Now I’ll create two more workflows for the Terraform apply and destroy actions. If you’re familiar with Terraform the provisioning workflow should be pretty standard.

The Terraform destroy workflow is where things get interesting. I created a service specifically to stop the runner when the instance is stopped or terminated. During testing, I noticed this behavior was inconsistent. Sometimes the runner would be removed and sometimes I’d see the runner remaining in the repository’s runner list with an offline status:

runner-offline

To troubleshoot this, I tweaked the shutdown-runner.service unit file a few times, and then I added an AWS CLI command to trigger an instance stop before executing terraform destroy. This extra step seemed to increase the chances of the runner being removed properly, but it was still hit or miss.

I may be missing something here, but I’m guessing the issue is the API call AWS makes to terminate an instance, and a graceful shutdown is not consistently possible with it.

So I replaced the CLI stop instance command step with a Systems Manager command to run a systemctl stop service command for runner.service, so the pipeline itself will be responsible for removing the runner before the runner instance is terminated. This means I needed to update permissions for the OIDC role to allow the Systems Manager ssm:SendCommand API call.
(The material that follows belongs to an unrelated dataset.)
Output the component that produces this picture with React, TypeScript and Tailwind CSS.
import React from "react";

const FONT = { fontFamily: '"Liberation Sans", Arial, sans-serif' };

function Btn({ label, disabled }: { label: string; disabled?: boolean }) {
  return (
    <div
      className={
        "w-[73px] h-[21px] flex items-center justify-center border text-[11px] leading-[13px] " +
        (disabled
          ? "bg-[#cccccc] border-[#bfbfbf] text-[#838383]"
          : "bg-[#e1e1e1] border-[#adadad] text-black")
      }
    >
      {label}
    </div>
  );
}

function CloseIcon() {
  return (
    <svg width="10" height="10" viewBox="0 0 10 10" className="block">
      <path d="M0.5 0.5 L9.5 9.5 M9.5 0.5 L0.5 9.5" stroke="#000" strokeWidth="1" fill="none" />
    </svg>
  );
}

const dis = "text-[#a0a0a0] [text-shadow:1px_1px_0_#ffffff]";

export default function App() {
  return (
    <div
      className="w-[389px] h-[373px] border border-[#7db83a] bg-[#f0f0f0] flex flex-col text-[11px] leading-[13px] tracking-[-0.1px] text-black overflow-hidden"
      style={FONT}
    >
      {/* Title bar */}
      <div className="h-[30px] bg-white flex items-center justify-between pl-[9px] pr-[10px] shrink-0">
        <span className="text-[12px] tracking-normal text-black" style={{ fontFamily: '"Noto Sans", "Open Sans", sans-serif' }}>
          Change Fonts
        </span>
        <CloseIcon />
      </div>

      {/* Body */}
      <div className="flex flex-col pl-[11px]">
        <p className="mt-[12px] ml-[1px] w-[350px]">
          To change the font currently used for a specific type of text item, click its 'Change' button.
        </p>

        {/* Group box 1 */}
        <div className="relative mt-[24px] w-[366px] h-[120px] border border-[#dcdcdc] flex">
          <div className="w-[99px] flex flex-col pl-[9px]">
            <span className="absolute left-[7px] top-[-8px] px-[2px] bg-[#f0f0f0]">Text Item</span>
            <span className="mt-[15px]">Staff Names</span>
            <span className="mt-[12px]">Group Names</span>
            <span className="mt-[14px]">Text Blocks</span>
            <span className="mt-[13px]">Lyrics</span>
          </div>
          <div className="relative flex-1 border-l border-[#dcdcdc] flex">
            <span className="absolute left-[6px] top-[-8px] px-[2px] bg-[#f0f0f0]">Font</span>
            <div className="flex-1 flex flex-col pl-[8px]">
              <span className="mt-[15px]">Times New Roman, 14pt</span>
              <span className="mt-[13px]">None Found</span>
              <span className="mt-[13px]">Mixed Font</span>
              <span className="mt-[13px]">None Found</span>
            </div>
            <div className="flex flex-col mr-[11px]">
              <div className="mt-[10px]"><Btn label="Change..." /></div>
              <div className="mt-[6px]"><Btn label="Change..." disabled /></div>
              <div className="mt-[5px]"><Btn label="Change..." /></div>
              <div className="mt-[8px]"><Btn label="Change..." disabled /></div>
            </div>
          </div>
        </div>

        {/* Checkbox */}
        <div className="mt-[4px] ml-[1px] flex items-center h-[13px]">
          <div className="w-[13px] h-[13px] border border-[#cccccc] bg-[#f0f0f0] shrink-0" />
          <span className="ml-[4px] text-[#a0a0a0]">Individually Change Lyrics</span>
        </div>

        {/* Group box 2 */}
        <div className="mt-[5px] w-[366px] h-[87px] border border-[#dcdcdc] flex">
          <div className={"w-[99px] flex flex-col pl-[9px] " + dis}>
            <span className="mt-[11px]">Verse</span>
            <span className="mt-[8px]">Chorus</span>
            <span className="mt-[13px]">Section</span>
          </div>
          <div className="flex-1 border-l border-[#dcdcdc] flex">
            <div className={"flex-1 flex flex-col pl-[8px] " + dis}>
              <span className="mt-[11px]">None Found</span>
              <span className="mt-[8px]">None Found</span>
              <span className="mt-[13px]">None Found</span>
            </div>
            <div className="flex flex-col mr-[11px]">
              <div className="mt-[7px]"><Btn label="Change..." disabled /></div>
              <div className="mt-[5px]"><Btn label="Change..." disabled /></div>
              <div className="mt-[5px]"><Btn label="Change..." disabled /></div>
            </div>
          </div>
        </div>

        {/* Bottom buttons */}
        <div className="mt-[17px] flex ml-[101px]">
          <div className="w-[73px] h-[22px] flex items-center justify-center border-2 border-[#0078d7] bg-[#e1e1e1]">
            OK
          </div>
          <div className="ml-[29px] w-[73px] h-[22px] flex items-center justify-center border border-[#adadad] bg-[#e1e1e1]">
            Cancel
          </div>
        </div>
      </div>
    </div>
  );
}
Now with that step in the workflow a runner is consistently removed from the repository’s list when the EC2 instance is terminated.

Wrapping up

Despite the moving parts and hiccups, I hope this writeup provides general context for what using an EC2 instance as a self-hosted runner involves. I tried to keep the setup general and like an initial test to leave room for the diverse needs of different pipelines.

What jumps out at me with this project was how minimal the configuration can be for the custom AMI. You don’t need to build AMIs packed with every possible build software. You also don’t need to open up the runner instance for access into it since the runner reaches out to GitHub.

So if you’re already paying for AWS compute resources and using GitHub actions for CI/CD, EC2 instances as self-hosted runners is something to consider.